Task 2: Parallel Encode

Consider a sequence of element

1	`[A A A B B A A A A C A A A A]`

Here, A, B, and C can be any type. We can encode the sequence into something more compact by recording the number of consecutive equal element together with the element. We say that two elements x and y are equal if x.equals(y) returns true.

Givne this, the sequence above can be split into several consecutive segment. The consecutive segment can then be encoded into encoded segment which is a pair.

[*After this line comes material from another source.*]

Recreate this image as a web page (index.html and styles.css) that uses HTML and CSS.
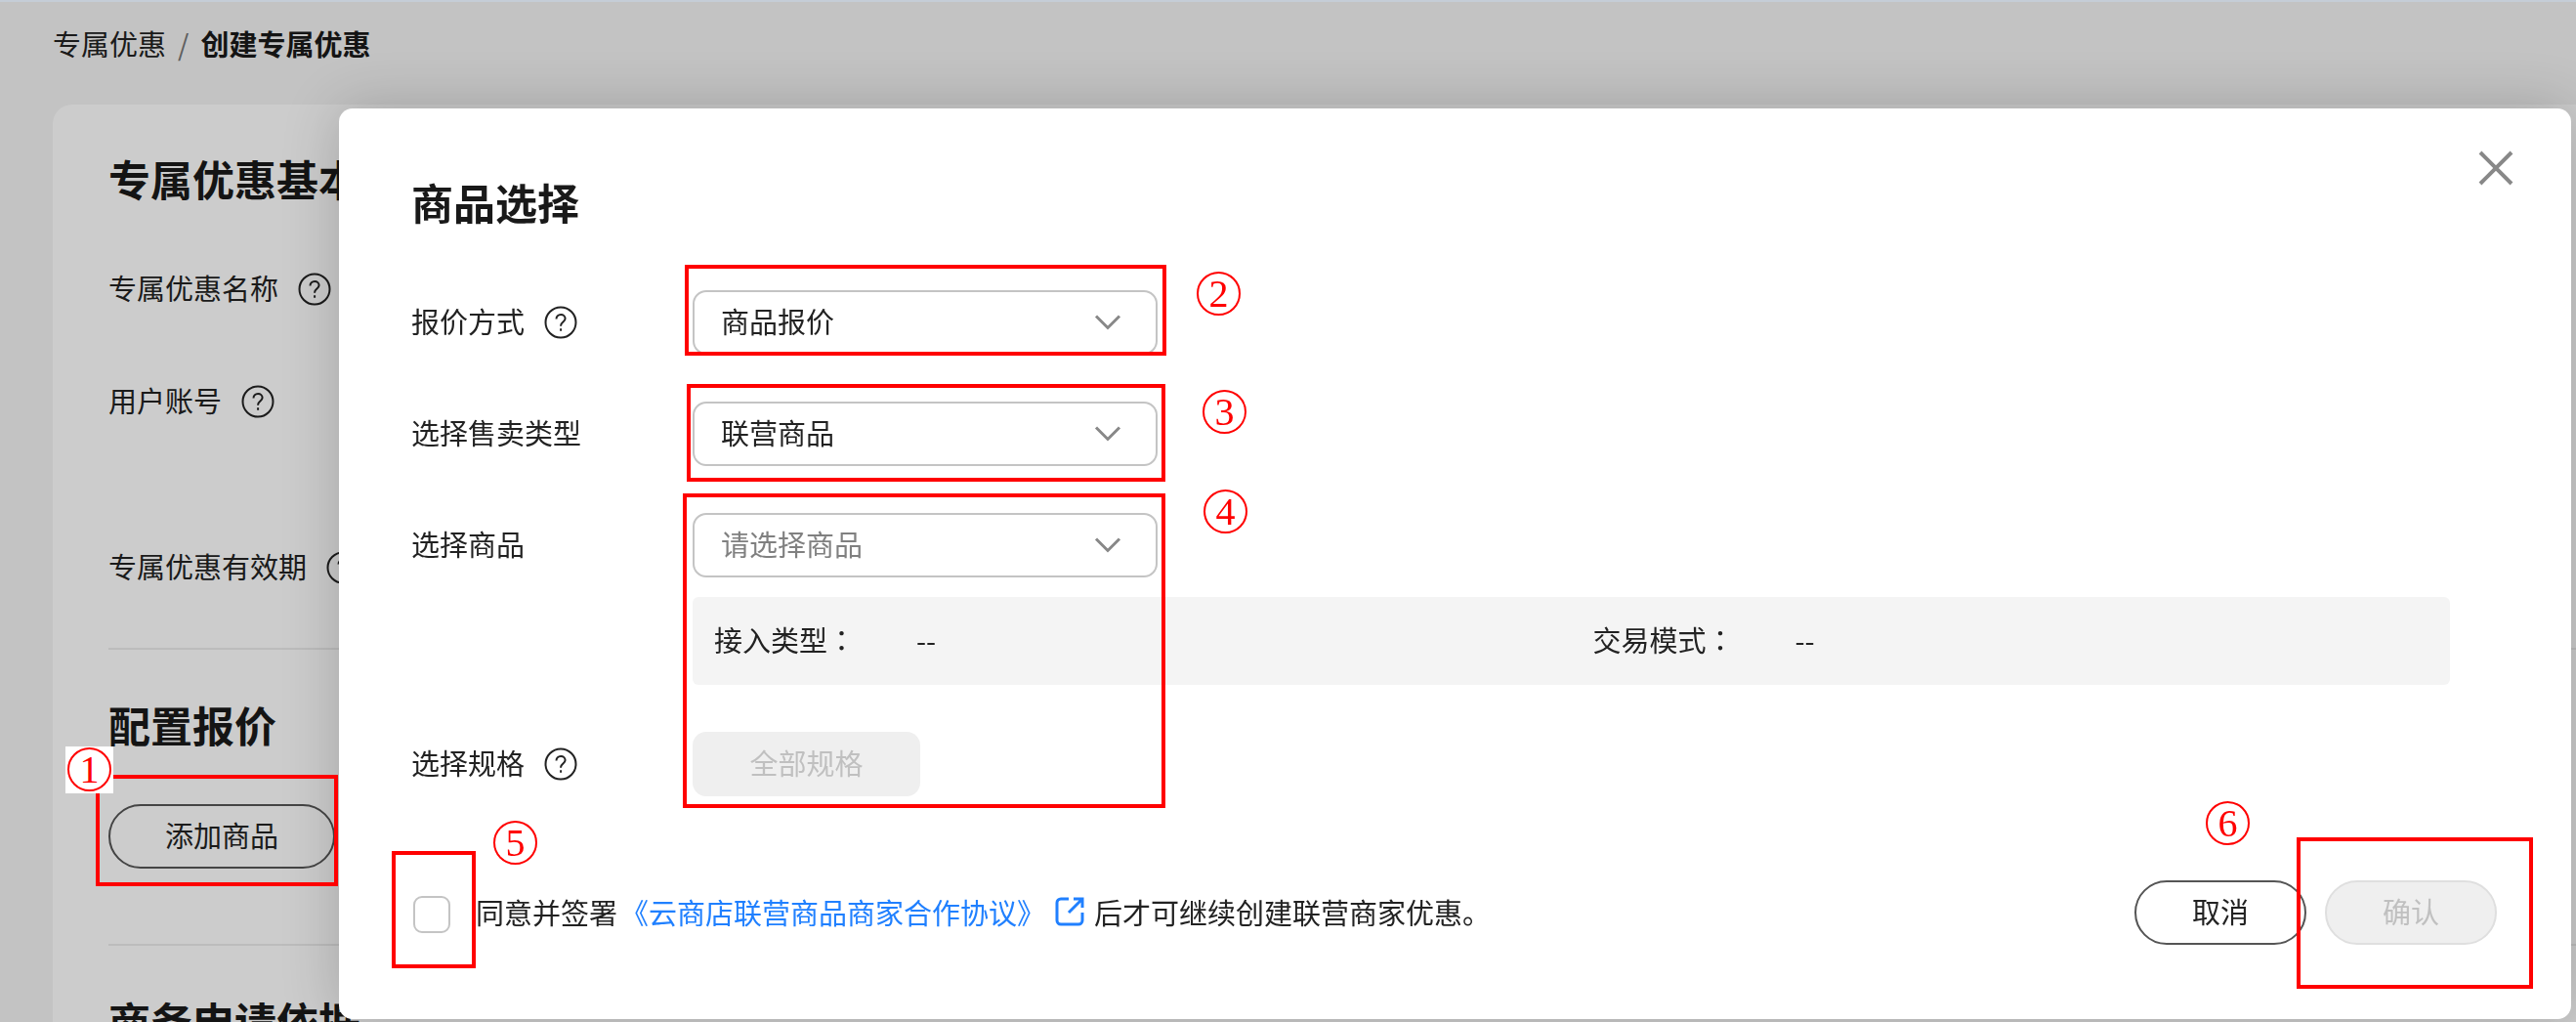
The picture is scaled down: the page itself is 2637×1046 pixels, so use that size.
FILE: index.html
```
<!DOCTYPE html>
<html lang="zh-CN">
<head>
  <meta charset="UTF-8">
  <meta name="viewport" content="width=device-width, initial-scale=1.0">
  <title>创建专属优惠</title>
  <link rel="stylesheet" href="styles.css">
</head>
<body>
  <svg class="sprite" aria-hidden="true">
    <symbol id="icon-help" viewBox="0 0 34 34">
      <circle cx="17" cy="17" r="15.5"/>
      <path d="M12.5 13.5c0-2.700 2-4.500 4.600-4.500s4.500 1.700 4.500 4.100c0 3.400-4.500 3.500-4.500 7.200v.4M17.100 23.200v2.600"/>
    </symbol>
    <symbol id="icon-arrow" viewBox="0 0 28 18">
      <path d="M2 2.500l12 12 12-12"/>
    </symbol>
  </svg>

  <div class="page">
    <nav class="breadcrumb">
      <a href="#">专属优惠</a>
      <span class="slash">/</span>
      <strong>创建专属优惠</strong>
    </nav>

    <div class="card">
      <section class="card-section">
        <h2>专属优惠基本信息</h2>
        <div class="info-row"><span>专属优惠名称</span> <svg class="help"><use href="#icon-help"/></svg></div>
        <div class="info-row account"><span>用户账号</span> <svg class="help"><use href="#icon-help"/></svg></div>
        <div class="info-row"><span>专属优惠有效期</span> <svg class="help"><use href="#icon-help"/></svg></div>
      </section>
      <section class="card-section price">
        <h2>配置报价</h2>
        <button type="button" class="btn btn-add">添加商品</button>
      </section>
      <section class="card-section">
        <h2>商务申请依据</h2>
      </section>
    </div>
  </div>

  <div class="backdrop"></div>

  <div class="modal" role="dialog" aria-labelledby="modal-title">
    <button type="button" class="close" aria-label="关闭">
      <svg viewBox="0 0 36 36"><path d="M2 2l32 32M34 2L2 34"/></svg>
    </button>
    <h2 id="modal-title">商品选择</h2>

    <form>
      <div class="form-row">
        <label for="quote"><span>报价方式</span> <svg class="help"><use href="#icon-help"/></svg></label>
        <div class="select">
          <select id="quote"><option>商品报价</option></select>
          <svg class="arrow"><use href="#icon-arrow"/></svg>
        </div>
      </div>
      <div class="form-row">
        <label for="sale-type"><span>选择售卖类型</span></label>
        <div class="select">
          <select id="sale-type"><option>联营商品</option></select>
          <svg class="arrow"><use href="#icon-arrow"/></svg>
        </div>
      </div>
      <div class="form-row">
        <label for="product"><span>选择商品</span></label>
        <div class="field">
          <div class="select">
            <select id="product" class="empty"><option>请选择商品</option></select>
            <svg class="arrow"><use href="#icon-arrow"/></svg>
          </div>
          <dl class="summary">
            <div><dt>接入类型<span lang="zh-TW">：</span></dt><dd>--</dd></div>
            <div><dt>交易模式<span lang="zh-TW">：</span></dt><dd>--</dd></div>
          </dl>
        </div>
      </div>
      <div class="form-row">
        <label for="spec"><span>选择规格</span> <svg class="help"><use href="#icon-help"/></svg></label>
        <button type="button" id="spec" class="btn-spec" disabled>全部规格</button>
      </div>

      <div class="modal-footer">
        <div class="agree">
          <input type="checkbox" id="agree">
          <label for="agree">同意并签署</label>
          <a href="#">《云商店联营商品商家合作协议》
            <svg class="external" viewBox="0 0 30 30"><path d="M14 2H6a4 4 0 0 0-4 4v18a4 4 0 0 0 4 4h18a4 4 0 0 0 4-4v-8M19 2h9v9M28 2L14 16"/></svg>
          </a>
          <span>后才可继续创建联营商家优惠。</span>
        </div>
        <div class="actions">
          <button type="button" class="btn">取消</button>
          <button type="submit" class="btn" disabled>确认</button>
        </div>
      </div>
    </form>

    <div class="mark mark-2"></div>
    <div class="mark mark-3"></div>
    <div class="mark mark-4"></div>
    <div class="mark mark-5"></div>
    <div class="mark mark-6"></div>
    <span class="num num-2">2</span>
    <span class="num num-3">3</span>
    <span class="num num-4">4</span>
    <span class="num num-5">5</span>
    <span class="num num-6">6</span>
  </div>

  <div class="mark mark-1"></div>
  <div class="num-bg"><span class="num">1</span></div>
</body>
</html>
```
FILE: styles.css
```
* {
  box-sizing: border-box;
  margin: 0;
  padding: 0;
}
body {
  font-family: "Noto Sans CJK SC", sans-serif;
  font-size: 29px;
  line-height: 34px;
  color: #222;
  background: #f4f4f4;
}
button,
select {
  font: inherit;
  color: inherit;
}
a {
  color: inherit;
  text-decoration: none;
}
h2 {
  font-size: 43px;
  line-height: 54px;
  color: #191919;
}
.sprite {
  position: absolute;
  width: 0;
  height: 0;
}
svg {
  fill: none;
  stroke: currentColor;
}
.help {
  width: 34px;
  height: 34px;
  stroke-width: 2;
}

/* page behind the dialog */
.page {
  height: 100vh;
  overflow: hidden;
  padding: 27px 0 0 54px;
}
.breadcrumb {
  display: flex;
  gap: 12px;
  margin-bottom: 46px;
}
.breadcrumb strong {
  color: #191919;
}
.slash {
  color: #777;
}
.card {
  padding: 48px 0 0 57px;
  background: #fff;
  border-radius: 20px 0 0 0;
}
.card-section {
  margin-bottom: 49px;
}
.card-section + .card-section {
  padding-top: 49px;
  border-top: 2px solid #ececec;
}
.info-row {
  display: flex;
  gap: 20px;
  height: 34px;
  margin: 70px 0 81px;
}
.info-row span {
  line-height: 30px;
}
.info-row + .info-row {
  margin-top: 0;
}
.info-row.account {
  margin-bottom: 136px;
}
.info-row:last-child {
  margin-bottom: 65px;
}
.card-section:first-child {
  margin-bottom: 0;
}
.price {
  padding-bottom: 28px;
}
.btn {
  width: 176px;
  height: 66px;
  padding-bottom: 4px;
  background: none;
  border: 2px solid #555;
  border-radius: 33px;
}
.btn-add {
  display: block;
  width: 232px;
  margin-top: 55px;
}
.backdrop {
  position: fixed;
  inset: 0;
  background: rgba(0, 0, 0, 0.2);
  border-top: 2px solid #c5cdd7;
}

/* dialog */
.modal {
  position: absolute;
  top: 111px;
  left: 347px;
  right: 5px;
  padding: 68px 76px 76px 74px;
  background: #fff;
  border-radius: 14px;
  box-shadow: 0 0 60px rgba(0, 0, 0, 0.2);
}
.modal h2 {
  margin-bottom: 64px;
}
.close {
  position: absolute;
  top: 43px;
  right: 59px;
  width: 36px;
  height: 36px;
  background: none;
  border: none;
  color: #888;
}
.close svg {
  display: block;
  stroke-width: 4;
}
.form-row {
  display: grid;
  grid-template-columns: 288px 1fr;
  margin: 0 48px 48px 0;
}
.form-row > label {
  display: flex;
  align-items: center;
  gap: 20px;
  height: 66px;
}
.form-row label span {
  padding-bottom: 4px;
}
.select {
  position: relative;
  width: 476px;
}
.select select {
  display: block;
  width: 100%;
  height: 66px;
  padding: 0 70px 4px 27px;
  appearance: none;
  background: #fff;
  border: 2px solid #c4c4c4;
  border-radius: 14px;
}
.select .empty {
  color: #808080;
}
.arrow {
  position: absolute;
  top: 24px;
  right: 37px;
  width: 28px;
  height: 18px;
  color: #888;
  stroke-width: 3;
  pointer-events: none;
}
.summary {
  display: grid;
  grid-template-columns: 1fr 1fr;
  margin-top: 20px;
  background: #f4f4f4;
  border-radius: 6px;
}
.summary div {
  display: flex;
  align-items: center;
  height: 90px;
  padding: 0 0 4px 22px;
}
.summary dt {
  width: 207px;
}
.summary span {
  font-family: "Noto Sans CJK TC", sans-serif;
}
.btn-spec {
  width: 233px;
  height: 66px;
  padding-bottom: 4px;
  background: #efefef;
  border: none;
  border-radius: 14px;
}
button:disabled {
  color: #c0c0c0;
}
.modal-footer {
  display: flex;
  justify-content: space-between;
  margin-top: 86px;
}
.agree {
  display: flex;
  align-items: center;
  padding-bottom: 3px;
}
.agree input {
  width: 38px;
  height: 38px;
  margin: 6px 26px 0 2px;
  appearance: none;
  border: 2px solid #c4c4c4;
  border-radius: 9px;
}
.agree a {
  display: flex;
  align-items: center;
  gap: 10px;
  margin: 0 10px 0 3px;
  color: #2080ff;
}
.external {
  width: 30px;
  height: 30px;
  stroke-width: 3;
}
.actions {
  display: flex;
  gap: 19px;
}
.actions .btn:disabled {
  background: #efefef;
  border-color: #dfdfdf;
}

/* red step marks */
.mark {
  position: absolute;
  border: 4px solid #f00;
  pointer-events: none;
}
.num {
  display: block;
  width: 45px;
  height: 45px;
  border: 2px solid #f00;
  border-radius: 50%;
  color: #f00;
  font-family: "Liberation Serif", serif;
  font-size: 40px;
  line-height: 41px;
  text-align: center;
}
.modal .num {
  position: absolute;
}
.num-bg {
  position: absolute;
  top: 764px;
  left: 67px;
  padding: 1px 2px 2px;
  background: #fff;
}
.mark-1 {
  top: 793px;
  left: 98px;
  width: 248px;
  height: 114px;
}
.mark-2 {
  top: 160px;
  left: 354px;
  width: 493px;
  height: 93px;
}
.mark-3 {
  top: 282px;
  left: 356px;
  width: 490px;
  height: 100px;
}
.mark-4 {
  top: 394px;
  left: 352px;
  width: 494px;
  height: 322px;
}
.mark-5 {
  top: 760px;
  left: 54px;
  width: 86px;
  height: 120px;
}
.mark-6 {
  top: 746px;
  right: 39px;
  width: 242px;
  height: 155px;
}
.num-2 {
  top: 167px;
  left: 878px;
}
.num-3 {
  top: 288px;
  left: 884px;
}
.num-4 {
  top: 390px;
  left: 885px;
}
.num-5 {
  top: 729px;
  left: 158px;
}
.num-6 {
  top: 709px;
  right: 329px;
}
```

Consecutive Segment	Encoded Segment
`A A A`	`(A, 3)`
`B B`	`(B, 2)`
`A A A A`	`(A, 4)`
`C`	`(C, 1)`
`A A A A`	`(A, 4)`

Each element is now a pair. So the run-length encoding is

1	`[(A, 3), (B, 2), (A, 4), (C, 1), (A, 4)]`

What you need to do here is to use parallel stream to solve this problem using reduce. For simplicity, you need not write fully in functional-style. In particular, you may use blocks () -> { .. } as your lambda expression. However, you must satisfy the following restrictions.

Restrictions

You must only have a single statement in Streaming::reduce. This statement should be a return stream.reduce(...) statement.
You are not allowed to add additional import.
The stream must remain parallel at the end (i.e., you cannot invoke sequential).

test.sh
javac -Xlint:rawtypes -Xlint:unchecked *.java
bash test.sh Ex9b
$ java -jar ~cs2030s/bin/checkstyle.jar -c ex9_style.xml Streaming.java

Following CS2030S Style Guide

You should make sure your code follows the given Java style guide.

Further Deductions

Additional deductions may be given for other issues or errors in your code. These deductions may now be unbounded, up to 5 marks. This include but not limited to

run-time error.
failure to follow instructions.
improper designs (e.g., not following good OOP practice).
not comenting @SuppressWarnings.
misuse of @SuppressWarnings (e.g., not necessary, not in smallest scope, etc).